10. Today, two and a half years after the journey began for e-freight@Singapore, we celebrate the success of live e-freight solutions deployment for the three consortia that took the lead. Let me congratulate all members of the efreight@ Singapore programme and the three consortia, respectively led by Kewill Private Limited, Innosys Private Limited and vCargo Cloud Private Limited, on reaching this significant milestone.

11. To date, 14 of the 37 committed companies have become early adopters of efreight@ Singapore. Besides freight forwarders, participating shippers include a range of industries that reflects the diversity of our economy. They vary from electronic and aerospace products to ornamental fish, and regional distribution of mining and construction equipment. The rest of the companies are expected to come on-board by early 2014.

12. I am pleased to note that a fourth consortium, led by Cargo Community Networks (CCN), was recently also selected as an e-freight@Singapore solution provider. CCN pioneered the development of air cargo community systems, which are used by freight forwarders to book space and transact with cargo carriers. CCN has a customer base of over 1,000 freight forwarders and 20 major cargo airlines both in Singapore and overseas. With this extensive network, our local community can look forward to an even wider integration and connectivity for their e-freight needs.

A New Model for Productivity Transformation

13. Finally, let me highlight the potential gains from the e-freight initiative. Quantitatively, it is estimated that the initiative can potentially achieve annual time and cost savings of 1.7 million man-hours and S$18.4 million respectively at the national level.
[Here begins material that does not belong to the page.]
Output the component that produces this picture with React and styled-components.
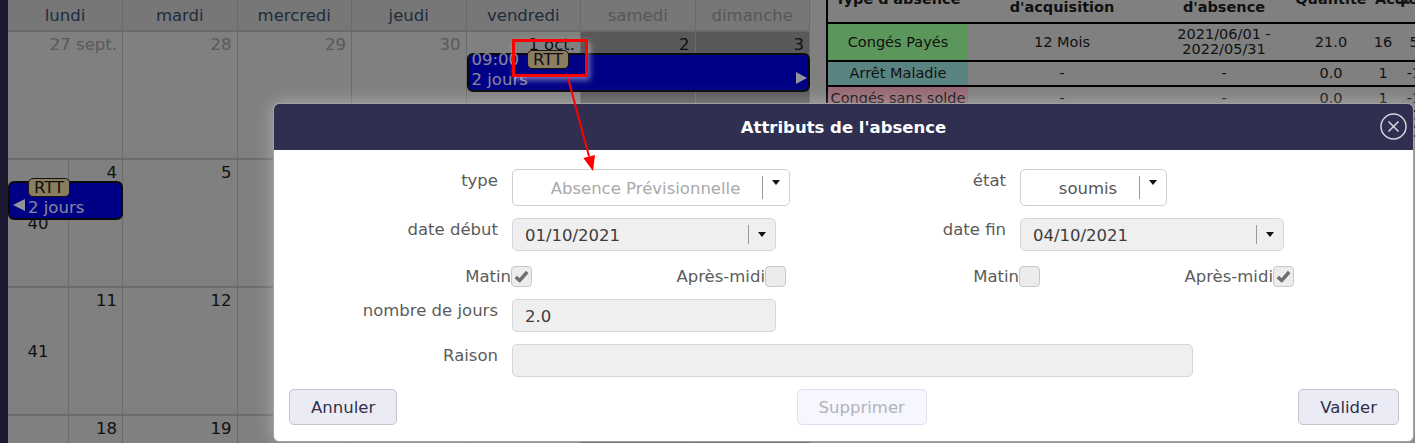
import React from 'react';
import styled, { createGlobalStyle } from 'styled-components';

const GlobalStyle = createGlobalStyle`
    * { box-sizing: border-box; }
    html, body {
        margin: 0;
        padding: 0;
        overflow: hidden;
    }
    body {
        font-family: "DejaVu Sans", Verdana, sans-serif;
        font-size: 16.5px;
        color: #1c1c1c;
        background: #d5d5d5;
    }
`;

const Screen = styled.div`
    position: relative;
    width: 1415px;
    height: 443px;
    overflow: hidden;
    background: #d5d5d5;
`;

const Page = styled.div`
    display: flex;
    height: 100%;
`;

const Sidebar = styled.aside`
    flex: 0 0 8px;
    background: #2d2850;
`;

// ---- calendar ----
const Calendar = styled.section`
    flex: 0 0 802px;
    display: flex;
    flex-direction: column;
`;

const HeadRow = styled.div`
    flex: 0 0 32px;
    display: grid;
    grid-template-columns: 115px repeat(6, 1fr);
    background: #c6c6c6;
    border-bottom: 2px solid #b3b3b3;
`;

const HeadCell = styled.div`
    display: flex;
    align-items: center;
    justify-content: center;
    border-right: 1px solid #b3b3b3;
    color: ${p => (p.$weekend ? '#929292' : '#344b66')};
`;

const WeekRow = styled.div`
    flex: 0 0 128px;
    display: grid;
    grid-template-columns: 61px 54px repeat(6, 1fr);
    grid-template-rows: 126px;
    border-bottom: 2px solid #b3b3b3;
`;

const WeekNum = styled.div`
    grid-row: 1;
    grid-column: 1;
    display: flex;
    align-items: center;
    justify-content: center;
    border-right: 1px solid #b3b3b3;
`;

const DayCell = styled.div`
    grid-row: 1;
    grid-column: ${p => p.$col};
    padding: 3px 5px 0;
    text-align: right;
    white-space: nowrap;
    border-right: 1px solid #b3b3b3;
    background: ${p => (p.$weekend ? '#949494' : '#d5d5d5')};
    color: ${p => (p.$other ? '#969696' : '#1c1c1c')};
`;

const EventBar = styled.div`
    grid-row: 1;
    grid-column: ${p => p.$span};
    align-self: start;
    position: relative;
    height: 39px;
    margin-top: 21px;
    padding-left: ${p => p.$inset}px;
    background: #0000e0;
    border: 2px solid #111;
    border-radius: 6px;
    color: #e0e0ff;
    line-height: 20px;
    white-space: nowrap;
`;

const EventLines = styled.div`
    margin-top: -5px;
`;

const EventTime = styled.span`
    margin-right: 8px;
`;

const Badge = styled.span`
    display: inline-block;
    vertical-align: top;
    padding: 0 5px;
    line-height: 17px;
    background: #e8d0a0;
    color: #1c1c1c;
    border: 1px solid #222;
    border-radius: 5px;
`;

const EventArrow = styled.span`
    position: absolute;
    top: ${p => (p.$dir === 'left' ? 16 : 17)}px;
    ${p => (p.$dir === 'left' ? 'left: 3px;' : 'right: 1px;')}
    width: 0;
    height: 0;
    border-top: 6px solid transparent;
    border-bottom: 6px solid transparent;
    ${p => (p.$dir === 'left'
        ? 'border-right: 12px solid #f4f4ff;'
        : 'border-left: 11px solid #f4f4ff;')}
`;

// ---- summary table ----
const Panel = styled.section`
    flex: 0 0 auto;
    margin-left: 16px;
`;

const Summary = styled.table`
    width: 606px;
    margin-top: -24px;
    table-layout: fixed;
    border-collapse: separate;
    border-spacing: 0;
    font-size: 14.5px;
    color: #1c1c1c;
`;

const Th = styled.th`
    height: 48px;
    padding: 0 ${p => (p.$align === 'left' ? '0 0 5px' : '2px')};
    font-weight: bold;
    line-height: 17px;
    white-space: nowrap;
    text-align: ${p => p.$align || 'center'};
    border-bottom: 2px solid #000;
    &:first-child { border-left: 2px solid #000; }
`;

const Td = styled.td`
    padding: 3px 2px;
    line-height: ${p => (p.$tight ? 15 : 17)}px;
    text-align: center;
    white-space: nowrap;
    background: ${p => p.$bg || 'transparent'};
    border-bottom: 2px solid #000;
    &:first-child { border-left: 2px solid #000; }
`;

// ---- dialog ----
const Backdrop = styled.div`
    position: absolute;
    inset: 0;
    background: rgba(0, 0, 0, 0.4);
`;

const Dialog = styled.div`
    position: absolute;
    left: 273px;
    top: 103px;
    width: 1141px;
    height: 339px;
    display: flex;
    flex-direction: column;
    background: #fff;
    border: 1px solid #a0a0a0;
    border-radius: 6px;
    overflow: hidden;
    box-shadow: 0 0 18px rgba(255, 255, 255, 0.35);
`;

const DialogHeader = styled.header`
    position: relative;
    flex: 0 0 46px;
    display: flex;
    align-items: center;
    justify-content: center;
    background: #302f50;
    color: #fff;
    font-weight: bold;
`;

const CloseButton = styled.button`
    position: absolute;
    right: 6px;
    top: 9px;
    display: flex;
    width: 27px;
    height: 27px;
    padding: 0;
    border: 0;
    background: none;
`;

const DialogBody = styled.div`
    flex: 1;
    display: flex;
    flex-direction: column;
    gap: 12px;
    padding: 19px 14px 17px 4px;
`;

const FieldRow = styled.div`
    display: flex;
`;

const FieldGroup = styled.div`
    display: grid;
    grid-template-columns: 220px ${p => p.$field || 274}px;
    column-gap: 14px;
    align-items: start;
    width: ${p => (p.$field ? 'auto' : '508px')};
`;

const Label = styled.label`
    padding-top: 2px;
    text-align: right;
    color: #5b5b5b;
    white-space: nowrap;
`;

const Field = styled.div`
    display: flex;
    width: ${p => p.$w}px;
    height: ${p => (p.$select ? 37 : 33)}px;
    background: ${p => (p.$select ? '#fff' : '#efefef')};
    border: 1px solid ${p => (p.$select ? '#cfcfcf' : '#d6d6d6')};
    border-radius: 5px;
`;

const FieldValue = styled.span`
    flex: 1;
    display: flex;
    align-items: center;
    justify-content: ${p => (p.$centered ? 'center' : 'flex-start')};
    padding: 2px 0 0 ${p => (p.$centered ? 16 : 12)}px;
    white-space: nowrap;
    color: ${p => p.$color || '#3c3c3c'};
`;

const CaretBox = styled.span`
    flex: 0 0 27px;
    display: flex;
    align-items: ${p => (p.$high ? 'flex-start' : 'center')};
    justify-content: center;
    margin: 6px 0;
    padding-top: ${p => (p.$high ? 4 : 0)}px;
    border-left: 1px solid #9a9a9a;
    &::after {
        content: '';
        border-left: 4px solid transparent;
        border-right: 4px solid transparent;
        border-top: 5px solid #111;
    }
`;

const CheckRow = styled.div`
    display: grid;
    grid-template-columns: repeat(4, 254px);
    height: 24px;
    padding-top: 3px;
`;

const CheckItem = styled.label`
    display: flex;
    align-items: center;
    justify-content: flex-end;
    color: #5b5b5b;
`;

const CheckBox = styled.span`
    display: flex;
    align-items: center;
    justify-content: center;
    width: 21px;
    height: 21px;
    background: #ececec;
    border: 1px solid #c8c8c8;
    border-radius: 4px;
`;

const ButtonRow = styled.div`
    display: flex;
    align-items: center;
    justify-content: space-between;
    padding-left: 11px;
`;

const Button = styled.button`
    height: 36px;
    padding: 0 21px;
    margin-left: ${p => p.$shift || 0}px;
    font: inherit;
    color: ${p => (p.disabled ? '#b2b2ba' : '#2f3148')};
    background: ${p => (p.disabled ? '#f6f6fe' : '#ebebf5')};
    border: 1px solid ${p => (p.disabled ? '#dedef0' : '#c4c4cc')};
    border-radius: 5px;
`;

// ---- annotation ----
const Highlight = styled.div`
    position: absolute;
    left: 512px;
    top: 39px;
    width: 76px;
    height: 38px;
    border: 3px solid #ff0000;
    box-shadow: 2px 3px 6px rgba(255, 255, 255, 0.45);
`;

const Pointer = styled.svg`
    position: absolute;
    left: 560px;
    top: 75px;
    overflow: visible;
`;

const dayNames = ['lundi', 'mardi', 'mercredi', 'jeudi', 'vendredi', 'samedi', 'dimanche'];

const weeks = [
    {
        num: null,
        days: ['27 sept.', '28', '29', '30', '1 oct.', '2', '3'],
        other: 4,
        event: { span: '6 / 9', inset: 3, time: '09:00', arrow: 'right' },
    },
    { num: 40, days: ['4', '5', '6', '7', '8', '9', '10'], event: { span: '1 / 3', inset: 18, arrow: 'left' } },
    { num: 41, days: ['11', '12', '13', '14', '15', '16', '17'] },
    { num: 42, days: ['18', '19', '20', '21', '22', '23', '24'] },
];

const balances = [
    { type: 'Congés Payés', bg: '#98fb98', acq: '12 Mois', period: ['2021/06/01 -', '2022/05/31'], qty: '21.0', taken: '16', left: '5' },
    { type: 'Arrêt Maladie', bg: '#96dcd8', acq: '-', period: ['-'], qty: '0.0', taken: '1', left: '-1' },
    { type: 'Congés sans solde', bg: '#f8b0c0', acq: '-', period: ['-'], qty: '0.0', taken: '1', left: '-1' },
    { type: 'Absence Prévisionnelle', bg: '#ffe9b0', acq: '-', period: ['-'], qty: '0.0', taken: '2', left: '-2' },
];

function CheckMark() {
    return (
        <svg width="15" height="13" viewBox="0 0 15 13">
            <path d="M1.8 7 L5.6 10.6 L13.2 2" fill="none" stroke="#6e6e6e" strokeWidth="3.4" strokeLinejoin="round" />
        </svg>
    );
}

function Check({ label, checked }) {
    return (
        <CheckItem>
            {label}
            <CheckBox>{checked && <CheckMark />}</CheckBox>
        </CheckItem>
    );
}

function Week({ week }) {
    const { num, days, other = 0, event } = week;
    return (
        <WeekRow>
            {num && <WeekNum>{num}</WeekNum>}
            {days.map((d, i) => {
                const col = i === 0 ? (num ? '2' : '1 / 3') : String(i + 2);
                return (
                    <DayCell key={d} $col={col} $weekend={i > 4} $other={i < other}>
                        {d}
                    </DayCell>
                );
            })}
            {event && (
                <EventBar $span={event.span} $inset={event.inset}>
                    <EventLines>
                        <div>
                            {event.time && <EventTime>{event.time}</EventTime>}
                            <Badge>RTT</Badge>
                        </div>
                        <div>2 jours</div>
                    </EventLines>
                    <EventArrow $dir={event.arrow} />
                </EventBar>
            )}
        </WeekRow>
    );
}

export default function App() {
    return (
        <Screen>
            <GlobalStyle />
            <Page>
                <Sidebar />
                <Calendar>
                    <HeadRow>
                        {dayNames.map((d, i) => (
                            <HeadCell key={d} $weekend={i > 4}>{d}</HeadCell>
                        ))}
                    </HeadRow>
                    {weeks.map(w => <Week key={w.days[0]} week={w} />)}
                </Calendar>
                <Panel>
                    <Summary>
                        <colgroup>
                            <col style={{ width: 142 }} />
                            <col style={{ width: 188 }} />
                            <col style={{ width: 136 }} />
                            <col style={{ width: 78 }} />
                            <col style={{ width: 26 }} />
                            <col style={{ width: 36 }} />
                        </colgroup>
                        <thead>
                            <tr>
                                <Th>Type d'absence</Th>
                                <Th>Période<br />d'acquisition</Th>
                                <Th>Période<br />d'absence</Th>
                                <Th>Quantité</Th>
                                <Th $align="left">Acq.</Th>
                                <Th>Solde</Th>
                            </tr>
                        </thead>
                        <tbody>
                            {balances.map(b => (
                                <tr key={b.type}>
                                    <Td $bg={b.bg}>{b.type}</Td>
                                    <Td>{b.acq}</Td>
                                    <Td $tight={b.period.length > 1}>
                                        {b.period.map((p, i) => (
                                            <React.Fragment key={p}>{i > 0 && <br />}{p}</React.Fragment>
                                        ))}
                                    </Td>
                                    <Td>{b.qty}</Td>
                                    <Td>{b.taken}</Td>
                                    <Td>{b.left}</Td>
                                </tr>
                            ))}
                        </tbody>
                    </Summary>
                </Panel>
            </Page>

            <Backdrop />

            <Dialog>
                <DialogHeader>
                    Attributs de l'absence
                    <CloseButton aria-label="Fermer">
                        <svg width="27" height="27" viewBox="0 0 27 27">
                            <circle cx="13.5" cy="13.5" r="12.5" fill="none" stroke="#d4d4de" strokeWidth="1.5" />
                            <path d="M8.5 8.5 L18.5 18.5 M18.5 8.5 L8.5 18.5" stroke="#d4d4de" strokeWidth="1.6" />
                        </svg>
                    </CloseButton>
                </DialogHeader>
                <DialogBody>
                    <FieldRow>
                        <FieldGroup>
                            <Label>type</Label>
                            <Field $select $w={278}>
                                <FieldValue $centered $color="#a9a9a9">Absence Prévisionnelle</FieldValue>
                                <CaretBox $high />
                            </Field>
                        </FieldGroup>
                        <FieldGroup>
                            <Label>état</Label>
                            <Field $select $w={147}>
                                <FieldValue $centered $color="#555">soumis</FieldValue>
                                <CaretBox $high />
                            </Field>
                        </FieldGroup>
                    </FieldRow>
                    <FieldRow>
                        <FieldGroup>
                            <Label>date début</Label>
                            <Field $w={264}>
                                <FieldValue>01/10/2021</FieldValue>
                                <CaretBox />
                            </Field>
                        </FieldGroup>
                        <FieldGroup>
                            <Label>date fin</Label>
                            <Field $w={264}>
                                <FieldValue>04/10/2021</FieldValue>
                                <CaretBox />
                            </Field>
                        </FieldGroup>
                    </FieldRow>
                    <CheckRow>
                        <Check label="Matin" checked />
                        <Check label="Après-midi" />
                        <Check label="Matin" />
                        <Check label="Après-midi" checked />
                    </CheckRow>
                    <FieldRow>
                        <FieldGroup>
                            <Label>nombre de jours</Label>
                            <Field $w={264}>
                                <FieldValue>2.0</FieldValue>
                            </Field>
                        </FieldGroup>
                    </FieldRow>
                    <FieldRow>
                        <FieldGroup $field={681}>
                            <Label>Raison</Label>
                            <Field $w={681} />
                        </FieldGroup>
                    </FieldRow>
                    <ButtonRow>
                        <Button>Annuler</Button>
                        <Button disabled $shift={28}>Supprimer</Button>
                        <Button>Valider</Button>
                    </ButtonRow>
                </DialogBody>
            </Dialog>

            <Highlight />
            <Pointer width="40" height="100">
                <line x1="8" y1="3" x2="29.1" y2="81.5" stroke="#ff0000" strokeWidth="2" />
                <polygon points="33,96 23.3,83.1 35.0,79.9" fill="#ff0000" />
            </Pointer>
        </Screen>
    );
}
These benefits will be enjoyed by all stakeholders across the supply chain, from shippers, freight forwarders to airlines.

14. For example, shipping company Marvell Technology Group has shared that the cargo clearance permit can now be prepared within the timeframe taken for the forwarder to collect the cargo from Marvell and send to the airport. Marvell's forwarder, Transpeed Logistics Private Limited, in turn gains in terms of a quicker turnaround time per transaction – from two to three days previously to just 10 minutes per transaction.

15. But perhaps the larger intangible benefit is that e-freight@Singapore demonstrates a model for bringing together all stakeholders along a value chain to help transform an industry to achieve a quantum leap in productivity. To reap the full benefits of e-freight, companies must be prepared to work closely with their business partners to jointly eliminate inefficiencies and to achieve productivity transformations across company boundaries. This is a model that can be emulated across industries for sectoral-level productivity transformation.

Extending beyond Singapore

16. Beyond our borders, e-freight@Singapore is also a trend-setter for adoption at an international level. Our efforts are in line with the vision of IATA as well as the Global Air Cargo Advisory Group (GACAG), which is striving for e-freight to reach 80% of all global route networks by 2015. Going forward, the e-freight@Singapore solutions, together with the common and inter-operable data standards, will enable Singapore to collaborate with overseas e-freight ready partners to fulfil the vision of cross-border end-to-end e-freight.


17. With e-freight@Singapore taking off, I believe it will sharpen the competitiveness of the Singapore's air cargo industry, and the wider aviation and cargo sectors. Companies that have come on board will reap the benefits, and I urge shippers and freight forwarders which have not done so, to take immediate advantage of being part of this e-freight community.